Glaucoma is a serious eye condition characterised by an increase of pressure within the eye ball, called intraocular pressure. It is similar to high blood pressure in the body. The condition is therefore, also known as hypertension of the eye.
A certain amount of intraocular pressure is considered necessary, but too much can cause damage to the eye and may result in vision loss. Glaucoma is the major cause of blindness among adults today. One out of every eight blind persons is a victim of glaucoma. Far sighted persons are more prone to develop this disease than near sighted ones.
The first symptom of glaucoma is the appearance of halos or coloured rings round distant objects, when seen at night. In this condition, the iris is usually pushed forward, and the patient often complains of constant pain in the region of the brow, near the temples and the cheeks.
Headaches are not uncommon. There is gradual impairment of vision as glaucoma develops, and this may ultimately result in blindness if proper steps are not taken to deal with the disease in the early stages.

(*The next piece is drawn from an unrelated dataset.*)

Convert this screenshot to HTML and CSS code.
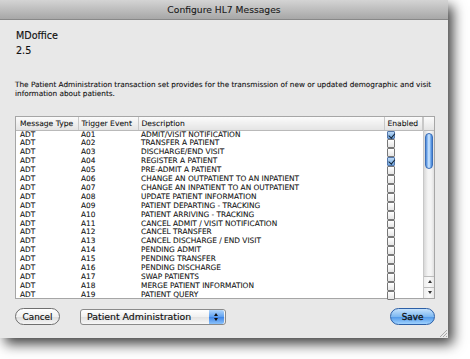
FILE: index.html
```html
<!DOCTYPE html>
<html lang="en">
<head>
	<meta charset="UTF-8">
	<meta name="viewport" content="width=device-width, initial-scale=1.0">
	<link rel="stylesheet" href="styles.css">
	<title>Configure HL7 Messages</title>
</head>
<body>
	<div class="window">
		<div class="titlebar">Configure HL7 Messages</div>
		<div class="content">
			<p class="app-name">MDoffice</p>
			<p class="version">2.5</p>
			<p class="desc">The Patient Administration transaction set provides for the transmission of new or updated demographic and visit information about patients.</p>

			<div class="list">
				<table>
					<thead>
						<tr>
							<th class="c-type">Message Type</th>
							<th class="c-event">Trigger Event</th>
							<th class="c-desc">Description</th>
							<th class="c-enabled">Enabled</th>
						</tr>
					</thead>
					<tbody>
						<tr><td>ADT</td><td>A01</td><td>ADMIT/VISIT NOTIFICATION</td><td><span class="check on"></span></td></tr>
						<tr><td>ADT</td><td>A02</td><td>TRANSFER A PATIENT</td><td><span class="check"></span></td></tr>
						<tr><td>ADT</td><td>A03</td><td>DISCHARGE/END VISIT</td><td><span class="check"></span></td></tr>
						<tr><td>ADT</td><td>A04</td><td>REGISTER A PATIENT</td><td><span class="check on"></span></td></tr>
						<tr><td>ADT</td><td>A05</td><td>PRE-ADMIT A PATIENT</td><td><span class="check"></span></td></tr>
						<tr><td>ADT</td><td>A06</td><td>CHANGE AN OUTPATIENT TO AN INPATIENT</td><td><span class="check"></span></td></tr>
						<tr><td>ADT</td><td>A07</td><td>CHANGE AN INPATIENT TO AN OUTPATIENT</td><td><span class="check"></span></td></tr>
						<tr><td>ADT</td><td>A08</td><td>UPDATE PATIENT INFORMATION</td><td><span class="check"></span></td></tr>
						<tr><td>ADT</td><td>A09</td><td>PATIENT DEPARTING - TRACKING</td><td><span class="check"></span></td></tr>
						<tr><td>ADT</td><td>A10</td><td>PATIENT ARRIVING - TRACKING</td><td><span class="check"></span></td></tr>
						<tr><td>ADT</td><td>A11</td><td>CANCEL ADMIT / VISIT NOTIFICATION</td><td><span class="check"></span></td></tr>
						<tr><td>ADT</td><td>A12</td><td>CANCEL TRANSFER</td><td><span class="check"></span></td></tr>
						<tr><td>ADT</td><td>A13</td><td>CANCEL DISCHARGE / END VISIT</td><td><span class="check"></span></td></tr>
						<tr><td>ADT</td><td>A14</td><td>PENDING ADMIT</td><td><span class="check"></span></td></tr>
						<tr><td>ADT</td><td>A15</td><td>PENDING TRANSFER</td><td><span class="check"></span></td></tr>
						<tr><td>ADT</td><td>A16</td><td>PENDING DISCHARGE</td><td><span class="check"></span></td></tr>
						<tr><td>ADT</td><td>A17</td><td>SWAP PATIENTS</td><td><span class="check"></span></td></tr>
						<tr><td>ADT</td><td>A18</td><td>MERGE PATIENT INFORMATION</td><td><span class="check"></span></td></tr>
						<tr><td>ADT</td><td>A19</td><td>PATIENT QUERY</td><td><span class="check"></span></td></tr>
					</tbody>
				</table>
				<div class="scroll-col">
					<div class="scroll-head"></div>
					<div class="scroll-track">
						<div class="thumb"></div>
					</div>
					<div class="arrow up"></div>
					<div class="arrow down"></div>
				</div>
			</div>

			<div class="buttons">
				<button class="btn cancel">Cancel</button>
				<div class="popup">
					<span>Patient Administration</span>
					<span class="stepper"></span>
				</div>
				<button class="btn save">Save</button>
			</div>
		</div>
		<div class="grip">
			<svg width="8" height="8" viewBox="0 0 8 8">
				<path d="M1 8 L8 1 M4 8 L8 4 M7 8 L8 7" stroke="#999" stroke-width="0.8"/>
			</svg>
		</div>
	</div>
</body>
</html>
```

FILE: styles.css
```css
*{
	padding: 0;
	margin: 0;
	box-sizing: border-box;
	font-family: "DejaVu Sans", "Liberation Sans", sans-serif;
}
body{
	width: 470px;
	height: 359px;
	background-color: #fff;
	overflow: hidden;
}
.window{
	position: relative;
	width: 448px;
	height: 338px;
	background-color: #e8e8e8;
	display: flex;
	flex-direction: column;
	box-shadow: 5px 6px 12px rgba(0, 0, 0, .75);
}
.titlebar{
	height: 20px;
	flex-shrink: 0;
	background: linear-gradient(#d4d4d4, #a7a7a7);
	border-bottom: 1px solid #888;
	color: #1a1a1a;
	font-size: 9.2px;
	text-align: center;
	line-height: 20px;
	-webkit-text-stroke: 0.1px #1a1a1a;
}
.content{
	flex: 1;
	display: flex;
	flex-direction: column;
	padding: 8px 13px 0 15px;
}
.app-name,
.version{
	font-size: 9.6px;
	line-height: 15px;
	margin-left: 1px;
	color: #111;
	-webkit-text-stroke: 0.15px #111;
}
.desc{
	margin-top: 22px;
	margin-right: -12px;
	font-size: 7.3px;
	line-height: 9px;
	color: #111;
	-webkit-text-stroke: 0.1px #111;
}
.list{
	margin-top: 18px;
	height: 183px;
	display: flex;
	border: 1px solid #a6a6a6;
	background-color: #fff;
}
table{
	width: 406px;
	border-collapse: collapse;
	table-layout: fixed;
	font-size: 7.4px;
	color: #111;
	-webkit-text-stroke: 0.08px #111;
}
thead th{
	height: 13px;
	font-weight: normal;
	text-align: left;
	background: linear-gradient(#fbfbfb, #e4e4e4);
	border-bottom: 1px solid #b9b9b9;
	border-right: 1px solid #c8c8c8;
	padding-left: 3px;
	font-size: 7.6px;
}
.c-type{ width: 62px; padding-left: 4px; }
.c-event{ width: 60px; }
.c-desc{ width: 246px; }
.c-enabled{ width: 38px; }
tbody td{
	height: 8.9px;
	line-height: 8.9px;
	padding-left: 3px;
	white-space: nowrap;
	overflow: hidden;
}
tbody td:first-child{
	padding-left: 4px;
}
tbody td:last-child{
	padding-left: 3px;
}
.check{
	display: block;
	width: 8px;
	height: 8.9px;
	border: 1px solid #777;
	border-radius: 1px;
	background: linear-gradient(#fff, #e6e6e6);
}
.check.on{
	position: relative;
	background: linear-gradient(#bcd9f5, #6fa6e0);
	border-color: #5577aa;
}
.check.on::after{
	content: "";
	position: absolute;
	left: 1.5px;
	top: 0px;
	width: 2.5px;
	height: 4.5px;
	border-right: 1.3px solid #123;
	border-bottom: 1.3px solid #123;
	transform: rotate(40deg);
}
.scroll-col{
	flex: 1;
	display: flex;
	flex-direction: column;
	border-left: 1px solid #c8c8c8;
}
.scroll-head{
	height: 14px;
	background: linear-gradient(#fbfbfb, #e4e4e4);
	border-bottom: 1px solid #b9b9b9;
}
.scroll-track{
	flex: 1;
	background: linear-gradient(90deg, #d8d8d8, #f4f4f4 40%, #f4f4f4 70%, #e0e0e0);
	padding: 2px 1px;
}
.thumb{
	height: 36px;
	border-radius: 5px;
	border: 1px solid #3b6fb8;
	background: linear-gradient(90deg, #4a86d8, #a9d0fb 35%, #d7ecff 50%, #7cb1ee 75%, #3f7dd4);
}
.arrow{
	height: 11px;
	position: relative;
	border-top: 1px solid #bcbcbc;
	background: linear-gradient(90deg, #eee, #fafafa 50%, #e8e8e8);
}
.arrow::after{
	content: "";
	position: absolute;
	left: 4px;
	top: 3px;
	border-left: 2px solid transparent;
	border-right: 2px solid transparent;
}
.arrow.up::after{
	border-bottom: 3px solid #333;
}
.arrow.down::after{
	border-top: 3px solid #333;
}
.buttons{
	margin-top: 9px;
	display: flex;
	align-items: center;
	gap: 20px;
}
.btn{
	height: 17px;
	width: 45px;
	border-radius: 9px;
	font-size: 8.8px;
	color: #111;
	cursor: pointer;
	-webkit-text-stroke: 0.15px #111;
}
.cancel{
	border: 1px solid #6f6f6f;
	background: linear-gradient(#ffffff, #f1f1f1 50%, #dcdcdc 51%, #f5f5f5);
}
.save{
	margin-left: auto;
	border: 1px solid #2c5fa6;
	background: linear-gradient(#c5e2fc, #7fb9f1 50%, #4d95e6 51%, #9fd2ff);
	-webkit-text-stroke: 0.3px #111;
}
.popup{
	width: 146px;
	height: 16px;
	display: flex;
	align-items: center;
	justify-content: space-between;
	padding-left: 6px;
	border: 1px solid #8a8a8a;
	border-radius: 3px;
	background: linear-gradient(#ffffff, #f0f0f0 50%, #e2e2e2 51%, #f7f7f7);
	font-size: 9.4px;
	color: #111;
	-webkit-text-stroke: 0.15px #111;
}
.stepper{
	position: relative;
	width: 15px;
	height: 14px;
	margin-right: 1px;
	border-radius: 0 2px 2px 0;
	background: linear-gradient(#b2d6fa, #5c9ff0 50%, #3d84e6 51%, #8bc2fb);
}
.stepper::before,
.stepper::after{
	content: "";
	position: absolute;
	left: 5px;
	border-left: 2px solid transparent;
	border-right: 2px solid transparent;
}
.stepper::before{
	top: 3px;
	border-bottom: 3px solid #111;
}
.stepper::after{
	top: 8px;
	border-top: 3px solid #111;
}
.grip{
	position: absolute;
	right: 1px;
	bottom: 1px;
	width: 8px;
	height: 8px;
	display: flex;
}
```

Medical science regards severe eye-strain or prolonged working under bad lighting conditions as the chief causes of glaucoma. But, in reality, the root cause of glaucoma is a highly toxic condition of the system due to dietetic errors, a faulty life style and the prolonged use of suppressive drugs for the treatment of other diseases. Eye-strain is only a contributory factor.
Glaucoma is also caused by prolonged stress and is usually a reaction of adrenal exhaustion. The inability of the adrenal glands to produce aldosterone results in excessive loss of salt from the body and a consequent accumulation of fluid in the tissues. In the region of the eyes, the excess fluid causes the eye ball to harden losing its softness and resilience. Glaucoma has also been associated with giddiness, sinus conditions, allergies, diabetes, hypoglycemia, arteriosclerosis and an imbalance of the autonomic nervous system.
The modern medical treatment for glaucoma is through surgery which relieves the internal pressure in the eye due to excess fluid. This, however, does not remove the cause of the presence of the excess fluid. Consequently, even after the operation, there is no guarantee whatsoever that the trouble will not recur, or that it will not affect the other eye. The natural treatment for glaucoma is same as that for any other condition associated with high toxicity and is directed towards preserving whatever sight remains. If treated in the early stages, the results are encouraging. Though cases of advanced glaucoma may be beyond a cure, even so certain nutritional and other biological approaches can prove effective in controlling the condition and preserving the remaining sight.
Certain foodstuff should be scrupulously avoided by patients suffering from glaucoma. Coffee in particular, should be completely avoided because of its high caffeine content. Caffeine causes stimulation of vasoconstrictors, elevating blood pressure and increasing blood flow to the eye.
Bear and tobacco, which can cause constriction of blood vessels, should also be avoided. Tea should be taken only in moderation. The patient should not take excessive fluids, whether it is juice, milk or water at any time. He may drink small amounts several times with at least one hour intervals.
The diet of the patient suffering from glaucoma should be based on three basic food groups, namely, seeds, nuts and grains ; vegetables and fruit, with emphasis on raw vitamin C-rich foods, fresh fruits and vegetables. The breakfast may consist of oranges or grapes or any other juicy fruits in season and a handful of raw nuts or seeds. A raw vegetable salad with olive oil and lemon juice dressing, two or three whole wheat chappatis and a glass of buttermilk may be taken for lunch. The dinner may comprise of steamed vegetables, butter and cottage cheese.
Certain nutrients have been found helpful in the treatment of glaucoma. It has been found that the glaucoma patients are usually deficient in vitamins A, B,C, protein ,calcium and other minerals. Nutrients such as calcium and B complex have proved beneficial in relieving the intraocular condition. Many practitioners believe that intraocular pressure in glaucoma can be lowered by vitamin C therapy. An average person weighing 150 pounds be given 7000 mg. of ascorbic acid, five daily, acquired acceptable intraocular pressure within 45 days. Symptoms such as mild stomach discomfort and diarrhoea from the large doses of vitamin C were temporary and soon disappeared. It has also been suggested that some calcium should always be taken with each dose of ascorbic acid to minimise any side effects of the large dose.
The patient should undertake various methods of relaxing and strengthening the eyes. He should avoid emotional stress and cultivate a tranquil, restful life style. He should also avoid prolonged straining of the eyes such as occurs during excessive T.V. or movie watching and excessive reading. The use of sun glasses should be avoided.